Reverse Repo Liquidity Plunges Below Key Level As Fed’s QT Stalls
After two big weekly inflows, money market funds saw very modest outflows last week (-$4.3BN), but still hold above $6 trillion, just barely off the record highs…
Source: Bloomberg
In a breakdown for the week to Feb. 14, government funds – which invest primarily in securities like Treasury bills, repurchase agreements and agency debt – saw assets fall to $4.882 trillion, a $11 billion decline.
Prime funds, which tend to invest in higher-risk assets such as commercial paper, meanwhile, saw assets rise to $1.013 trillion, a $6.55 billion increase.
The outflows were all institutional (-$5.3BN) while Retail funds saw a $1BN inflow…
Source: Bloomberg
The Fed’s balance sheet expanded for the second straight week (+$2.6BN) and has risen in 4 of the last 6 weeks…
Source: Bloomberg
After a big drop at the end of January, The Fed’s QT has stalled in February (that is a a tiny $155 million decline in two weeks)…
Source: Bloomberg
This is the smallest two-week decline in The Fed’s Securities book…
Source: Bloomberg
Of course, The Fed would not stop QT without a statement and this ‘stall’ in its selling down its book is likely more of a technical event related to settlements and timing.

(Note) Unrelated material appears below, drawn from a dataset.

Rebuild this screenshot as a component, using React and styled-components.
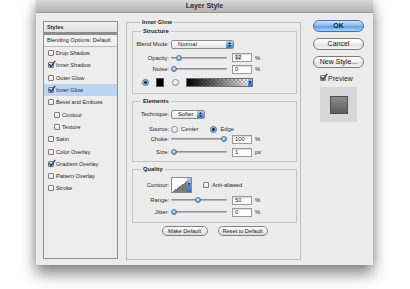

Nevertheless, it is worth paying close attention to, given the facts below.
Bank reserves at The Fed declined modestly last week as US equity market capitalization remains significantly decoupled…
Source: Bloomberg
Banks usage of The Fed’s bailout facility is flat near record highs around $165BN since it cut them off from their free-money arb…
Source: Bloomberg
And finally, the much-needed source of liquidity at The Fed’s Reverse Repo facility plunged ($82BN) back below $500BN (to $493BN) for the first time since June 2021…
Source: Bloomberg
This was the biggest non-month-end drop since October and quite a shock as RRP usage had been relatively stable recently. As Curvature’s Scott E.D. Skyrm noted:
“It’s an even greater surprise given the soft funding. RRP volume tends to drop less when GC rates are low because the 5.30% RRP rate is more competitive with market rates.”
So, this smells like some more desperate funding needs.
As a reminder, The Treasury Borrowing Advisory Committee – a panel of investors, dealers and other market participants that regularly counsels the department – noted that while most expect RRP balances to run down to zero, there are some looking for a “sustained low level” of usage, in the $200 billion to $300 billion range.
The importance of RRP levels was noted by Dallas Fed President Lorie Logan, who said in January the central bank should slow its balance sheet runoff – a process known as quantitative tightening, or QT – as reverse repo balances approach a low level.
All of which means we are right on cue for March madness… as BTFP matures and banks are forced to fund their $160BN hole through the discount window.